*Request*. Of all the lines in the material, how many contain the word "React"? State the number alone.

*Data provided*.
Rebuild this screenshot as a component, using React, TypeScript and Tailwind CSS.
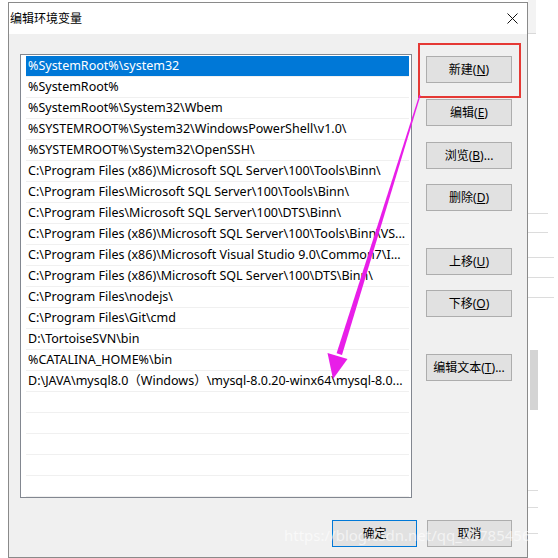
import React from "react";

const rows = [
  "%SystemRoot%\\system32",
  "%SystemRoot%",
  "%SystemRoot%\\System32\\Wbem",
  "%SYSTEMROOT%\\System32\\WindowsPowerShell\\v1.0\\",
  "%SYSTEMROOT%\\System32\\OpenSSH\\",
  "C:\\Program Files (x86)\\Microsoft SQL Server\\100\\Tools\\Binn\\",
  "C:\\Program Files\\Microsoft SQL Server\\100\\Tools\\Binn\\",
  "C:\\Program Files\\Microsoft SQL Server\\100\\DTS\\Binn\\",
  "C:\\Program Files (x86)\\Microsoft SQL Server\\100\\Tools\\Binn\\VS...",
  "C:\\Program Files (x86)\\Microsoft Visual Studio 9.0\\Common7\\I...",
  "C:\\Program Files (x86)\\Microsoft SQL Server\\100\\DTS\\Binn\\",
  "C:\\Program Files\\nodejs\\",
  "C:\\Program Files\\Git\\cmd",
  "D:\\TortoiseSVN\\bin",
  "%CATALINA_HOME%\\bin",
  "D:\\JAVA\\mysql8.0（Windows）\\mysql-8.0.20-winx64\\mysql-8.0...",
  "",
  "",
  "",
  "",
  "",
];

const Btn = ({
  label,
  hot,
  tail = ")",
  className = "",
}: {
  label: string;
  hot: string;
  tail?: string;
  className?: string;
}) => (
  <div
    className={`h-[27px] w-[86px] border border-[#adadad] bg-[#e1e1e1] flex items-center justify-center text-[12px] text-black ${className}`}
  >
    {label}(<span className="underline">{hot}</span>
    {tail}
  </div>
);

export default function App() {
  return (
    <div
      className="relative w-[558px] h-[558px] overflow-hidden bg-white flex"
      style={{ fontFamily: '"Noto Sans", "Noto Sans CJK SC", sans-serif' }}
    >
      <div className="w-[8px] shrink-0" />
      <div className="w-[520px] shrink-0 mt-[2px] border border-[#8a8a8a] flex flex-col bg-[#f0f0f0]">
        {/* title bar */}
        <div className="h-[31px] bg-white flex items-center justify-between pl-[1px] pr-[9px]">
          <span className="text-[12px] text-black">编辑环境变量</span>
          <svg width="11" height="11" viewBox="0 0 11 11">
            <path d="M0.5 0.5 L10.5 10.5 M10.5 0.5 L0.5 10.5" stroke="#111" strokeWidth="1" />
          </svg>
        </div>
        <div className="flex pt-[20px] pl-[11px]">
          {/* list */}
          <div className="w-[392px] h-[444px] border border-[#828790] bg-white pt-[1px] pl-[5px] pr-[2px] overflow-hidden">
            {rows.map((r, i) => (
              <div
                key={i}
                className={`h-[21px] border-b border-[#f0f0f0] pl-[2px] text-[12.5px] leading-[20px] whitespace-nowrap ${
                  i === 0 ? "bg-[#0078d7] text-white" : "text-black"
                }`}
              >
                {r}
              </div>
            ))}
          </div>
          {/* buttons */}
          <div className="flex flex-col pl-[14px] pt-[2px]">
            <Btn label="新建" hot="N" />
            <Btn label="编辑" hot="E" className="mt-[16px]" />
            <Btn label="浏览" hot="B" tail=")..." className="mt-[16px]" />
            <Btn label="删除" hot="D" className="mt-[15px]" />
            <Btn label="上移" hot="U" className="mt-[37px]" />
            <Btn label="下移" hot="O" className="mt-[15px]" />
            <Btn label="编辑文本" hot="T" tail=")..." className="mt-[37px]" />
          </div>
        </div>
        {/* bottom buttons */}
        <div className="flex pl-[323px] pt-[22px] gap-[10px]">
          <div className="h-[27px] w-[85px] border border-[#0078d7] bg-[#e1e1e1] flex items-center justify-center text-[12px] text-black">
            确定
          </div>
          <div className="h-[27px] w-[85px] border border-[#adadad] bg-[#e1e1e1] flex items-center justify-center text-[12px] text-black">
            取消
          </div>
        </div>
      </div>
      {/* background window edge */}
      <div className="flex-1 relative bg-white">
        <div className="h-[34px] border-b border-[#d9d9d9] bg-[#f3f3f3] w-[8px]" />
        <div className="absolute left-[2px] top-[350px] w-[8px] h-[60px] bg-[#d4d4d4]" />
        <div className="absolute left-0 top-[213px] w-[20px] h-px bg-[#dcdcdc]" />
        <div className="absolute left-0 top-[232px] w-[20px] h-px bg-[#dcdcdc]" />
        <div className="absolute left-0 top-[257px] w-[26px] h-px bg-[#dcdcdc]" />
        <div className="absolute left-0 top-[277px] w-[26px] h-px bg-[#dcdcdc]" />
        <div className="absolute left-0 top-[297px] w-[26px] h-px bg-[#dcdcdc]" />
        <div className="absolute left-0 top-[490px] w-[10px] h-px bg-[#dcdcdc]" />
        <div className="absolute left-0 top-[507px] w-[10px] h-px bg-[#dcdcdc]" />
        <div className="absolute left-0 top-[533px] w-[10px] h-px bg-[#dcdcdc]" />
      </div>

      {/* red highlight */}
      <div className="absolute left-[418px] top-[43px] w-[103px] h-[55px] border-2 border-[#e53935]" />

      {/* arrow */}
      <svg className="absolute left-0 top-0 pointer-events-none" width="558" height="558">
        <polygon points="420.6,95.2 342,355 336.6,353.2 419.4,94.8" fill="#e81ee8" />
        <polygon points="333,379 327.5,353 347.5,359" fill="#e81ee8" />
      </svg>

      {/* watermark */}
      <div className="absolute left-[284px] top-[524px] text-[15px] text-white opacity-60 whitespace-nowrap pointer-events-none">
        https://blog.csdn.net/qq_43785456
      </div>
    </div>
  );
}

*Problem solution*. 2